Facing the Problem Head-on
By leveraging a depth camera and gyroscopic sensor, this deep learning-based system can accurately recognize the orientation of a face.
Face orientation estimation in machine learning is a critical part of computer vision and human-computer interaction, with a wide range of practical applications. One of the most well-known applications of face orientation estimation is in the field of driver monitoring systems, which are designed to improve road safety. Machine learning models can analyze a driver's face orientation in real-time to determine if they are paying attention to the road or if their attention is diverted, such as by texting or dozing off. These systems can issue alerts or activate safety mechanisms to reduce the risk of accidents.

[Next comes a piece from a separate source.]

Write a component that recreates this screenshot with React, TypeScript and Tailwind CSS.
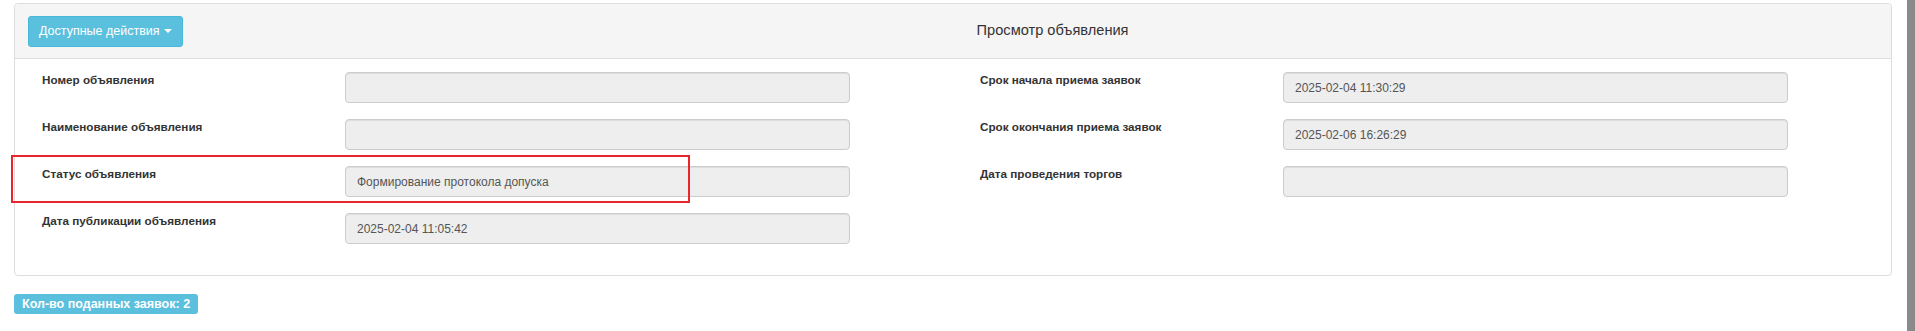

Face orientation estimation is also applicable in other fields beyond road safety. In human-computer interaction, it can be used for gaze tracking and facial expression analysis, which can enable more immersive and responsive virtual reality experiences, as well as improve user interactions with devices and software. In the healthcare sector, it can help assess neurological conditions by monitoring head orientation and facial movements.
But to enable these applications, improvements in existing face orientation estimation systems are needed. Traditionally, this task relied on recognizing the characteristic features of the face, such as the nose, eyes, and mouth, and detecting their movements to infer the orientation. However, these traditional methods have limitations, such as privacy concerns and the potential to fail when individuals wear masks or when their heads are in unexpected orientations.
These shortcomings have led researchers to experiment with using point cloud data obtained from a depth sensor to estimate face orientation. While these efforts have shown much promise, they tend to be limited to recognizing only a few possible face orientations. This is hardly acceptable for safety-critical applications, however.
In response, a pair of researchers at the Shibaura Institute of Technology in Japan have developed a deep learning-based approach to the problem. By integrating an additional sensor into the model training process, they found that they could accurately identify any facial orientation from point cloud data. Moreover, their techniques allowed them to do this using only a small set of training data.
The team leveraged a 3D depth camera, like previous methods, but also included gyroscopic sensors during the training process. As data was collected, the point clouds from the depth camera were paired with precise information on face orientation obtained from a gyroscopic sensor strapped to the back of the head. This provided an accurate, consistent measure of the head’s horizontal angle of rotation.
By collecting data from a wide range of angles, the researchers found that they could train an accurate model that could recognize more positions than the usual five or so that traditional methods can detect. With more data, the system could conceivably learn to recognize any possible head orientation. And thanks to the precise information provided by the gyroscopic sensor, only a relative handful of samples are required to achieve that result.
During normal operation, only the depth camera is needed. These cameras do not capture images like traditional cameras, so will preserve the privacy of the individual being observed. Moreover, the point cloud data they capture can still be used to determine facial orientation even if the individual is wearing a mask or in a dark environment.
Looking ahead, the team is planning to improve the accuracy and efficiency of their system. They hope to be able to prove that it can run on small, resource-constrained devices, which would allow it to power real-world applications.